The BHA further highlighted concerns over “high rates of commission, use of misleading information, pressure selling, and a lack of transparency”.
The BHA also said contract terms with some sites often included clauses that stopped a hotel offering a lower price on its own website than that offered to the online travel agent.
Simon Calder, travel editor of the Independent, also called attention to the high commission rates being taken by these hotel booking sites. He said “the starting rate is 15%, which means that £15 out of every £100 stay is being taken by the intermediary. Hotels sometimes pay even more commission for increased visibility – i.e. giving the booking site even more in return for a higher profile on search returns.”
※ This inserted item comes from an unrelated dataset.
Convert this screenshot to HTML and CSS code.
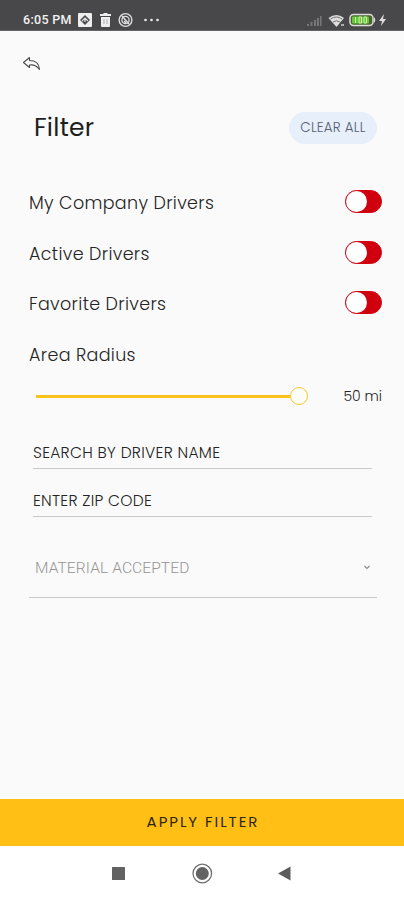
FILE: index.html
```html
<!DOCTYPE html>
<html lang="en">
<head>
<meta charset="utf-8">
<title>Filter</title>
<link rel="stylesheet" href="styles.css">
</head>
<body>
<div class="screen">
  <header class="status">
    <span class="time">6:05 PM</span>
    <svg class="status-left" width="90" height="18" viewBox="0 0 90 18">
      <rect x="2" y="2" width="14" height="14" rx="1" fill="#eee"/>
      <path d="M9 4l5 5-5 5-5-5z" fill="#4a4a4c"/>
      <path d="M6 10l3-3 3 3M9 8v3" fill="none" stroke="#ddd" stroke-width="1.2"/>
      <path d="M24 4h11M27.500 3h4" stroke="#eee" stroke-width="2"/>
      <path d="M25 6h9v9q0 1-1 1h-7q-1 0-1-1z" fill="#eee"/>
      <path d="M28 8v5M31 8v5" stroke="#999" stroke-width=".8"/>
      <circle cx="49.500" cy="9" r="6.400" fill="none" stroke="#ddd" stroke-width="1.400"/>
      <circle cx="49.500" cy="9" r="3.600" fill="none" stroke="#ddd" stroke-width="1.300"/>
      <path d="M46 5l7 8M48 10l2 2" stroke="#ddd" stroke-width="1.400"/>
      <g fill="#eee"><circle cx="69.500" cy="9" r="1.300"/><circle cx="75.500" cy="9" r="1.300"/><circle cx="81.500" cy="9" r="1.300"/></g>
    </svg>
    <svg class="status-right" width="82" height="18" viewBox="0 0 82 18">
      <g fill="#77777a"><rect x="1" y="13" width="2" height="2"/><rect x="4.500" y="11" width="2" height="4"/><rect x="8" y="9" width="2" height="6"/><rect x="11" y="7" width="2" height="8"/><rect x="14" y="5" width="1.500" height="10"/></g>
      <path d="M22.500 7q8-6 15.500 0l-7.500 9z" fill="#ddd"/>
      <path d="M24.500 8q6-4 11.500 0M27 11q3.500-2.500 7 0" stroke="#666" stroke-width=".9" fill="none"/>
      <path d="M34 11h5v5h-5z" fill="#4a4a4c"/><path d="M35 14h3" stroke="#ccc" stroke-width="1.500"/>
      <rect x="44" y="3.500" width="23" height="11" rx="3.500" fill="#47652e" stroke="#ddd" stroke-width="1.500"/>
      <path d="M68 6q2.500 3 0 6z" fill="#ddd"/>
      <rect x="46" y="5.500" width="17" height="7" rx="1" fill="#62c934"/>
      <path d="M49.500 6v6M53 6v6h2.500V6zM58 6v6h2.500V6z" fill="none" stroke="#d9e8b5" stroke-width="1"/>
      <path d="M78 3l-5 7h3l-1 5 5-7h-3z" fill="#ddd"/>
    </svg>
  </header>
  <nav class="toolbar">
    <svg width="20" height="16" viewBox="0 0 20 16"><path d="M7.500 1.500L1.500 6.500l6 5V9q6-1 10 4.500Q17 4.500 7.500 4.500z" fill="none" stroke="#4b4b4b" stroke-width="1.100" stroke-linejoin="round"/></svg>
  </nav>
  <div class="heading">
    <h1><span>Filter</span></h1>
    <button class="clear"><span>CLEAR ALL</span></button>
  </div>
  <main>
    <div class="row"><span>My Company Drivers</span><i class="switch"></i></div>
    <div class="row"><span>Active Drivers</span><i class="switch"></i></div>
    <div class="row"><span>Favorite Drivers</span><i class="switch"></i></div>
    <div class="row"><span>Area Radius</span></div>
    <div class="range"><div class="track"></div><div class="thumb"></div><span class="miles">50 mi</span></div>
    <div class="field name"><span>SEARCH BY DRIVER NAME</span></div>
    <div class="field zip"><span>ENTER ZIP CODE</span></div>
    <div class="select"><span>MATERIAL ACCEPTED</span><svg width="8" height="6" viewBox="0 0 8 6"><path d="M1.500 1L4 3.500 6.500 1" fill="none" stroke="#888" stroke-width="1.100"/></svg></div>
  </main>
  <button class="apply"><span>APPLY FILTER</span></button>
  <footer class="nav">
    <svg width="404" height="54" viewBox="0 0 404 54"><rect x="112" y="21" width="13" height="13" rx=".5" fill="#626262"/><circle cx="202.300" cy="27.500" r="9.300" fill="none" stroke="#707070" stroke-width="1.300"/><circle cx="202.300" cy="27.500" r="6.500" fill="#626262"/><path d="M278 27.500l12.500-7v14z" fill="#5c5c5c"/></svg>
  </footer>
</div>
</body>
</html>
```
FILE: styles.css
```css
* { box-sizing: border-box; }
body { margin: 0; }
.screen {
  width: 404px; height: 900px; background: #fafafa; color: #242424;
  display: flex; flex-direction: column; overflow: hidden;
  font-family: Poppins, Inter, "Open Sans", sans-serif; font-weight: 300;
}
span { white-space: nowrap; }
button { border: 0; padding: 0; font: inherit; color: inherit; }
.status {
  height: 31px; flex: none; background: #48484a; border-bottom: 1px solid #656567;
  display: flex; align-items: center; padding: 9px 16px 0 23px;
}
.time { font: 500 12.5px/20px Roboto, sans-serif; color: #f2f2f2; width: 53px; letter-spacing: .3px; }
.status-right { margin-left: auto; }
.toolbar { height: 66px; padding: 25px 0 0 22px; flex: none; }
.toolbar svg { display: block; }
.heading { height: 62px; flex: none; display: flex; align-items: center; justify-content: space-between; padding: 0 27px 0 34px; }
h1 { margin: 0; font-size: 25px; font-weight: 400; line-height: 30px; letter-spacing: .25px; color: #1e1e1e; }
.clear { width: 88px; height: 32px; border-radius: 16px; background: #e6effa; color: #566172; font-size: 13.500px; letter-spacing: .2px; }
main { flex: 1; padding: 19px 22px 0 29px; }
.row { height: 50.600px; display: flex; align-items: center; justify-content: space-between; font-size: 17.500px; letter-spacing: .34px; }
.switch { width: 37px; height: 23px; border-radius: 12px; background: #d1000f; border: 1px solid #d1000f; margin-top: -3px; }
.switch::before { content: ""; display: block; width: 21px; height: 21px; border-radius: 50%; background: #fff; }
.range { height: 32px; display: flex; align-items: center; padding-left: 7px; }
.track { width: 254px; height: 3px; background: #fac21e; }
.thumb { width: 18px; height: 18px; border: 1.500px solid #f7c530; border-radius: 50%; background: #fffdf8; }
.miles { margin-left: auto; font-size: 14px; }
.field { margin: 0 10px 0 4px; border-bottom: 1.500px solid #c9c9c9; font-size: 15.500px; letter-spacing: .28px; line-height: 20px; }
.name { height: 56.400px; padding-top: 30.400px; }
.zip { height: 48px; padding-top: 22px; }
.select { height: 81px; margin-right: 5px; padding: 22px 6px 0; border-bottom: 1.500px solid #c9c9c9; display: flex; align-items: center; justify-content: space-between; font: 300 15.500px/20px Roboto, sans-serif; letter-spacing: .12px; color: #949494; }
.apply { height: 47px; flex: none; background: #ffbf14; color: #30270f; font-size: 15px; letter-spacing: 1.950px; font-weight: 400; padding: 0 0 2px 2px; }
.nav { height: 54px; flex: none; background: #fff; }
.nav svg { display: block; }
```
His advice is to contact the hotel directly, and see if they will match or better the online rate and “perhaps provide a bonus such as a welcome drink or a free breakfast into the bargain” while also cutting out fees for the middle man.
As part of gathering evidence for its investigation, the CMA has written to companies across the whole sector seeking to hear from both the websites and hotels. It would also like consumers to get in touch with and share their experiences. The CMA will look at on what basis hotel search results are ranked, and it also wants more information on whether extra hidden charges, such as taxes and booking fees, are being adequately displayed.
Another area that the CMA will focus on is the way sites display how many rooms that they have left, how many people are viewing a particular hotel, and messages that claim to state the last time at which a similar room was booked in order to combat pressure selling. Ms Arora said the CMA wanted to hear how the sites gathered the information for these claims. The CMA is concerned this is used for “pressure selling”, creating a “false impression of room availability or rush customers into making a booking decision”.
In a statement, booking site Trivago, which is majority owned by Expedia, has responded to the news of the CMA’s investigation, saying that “Trivago will work with the CMA to explain the benefits it delivers to consumers looking for their ideal hotel.”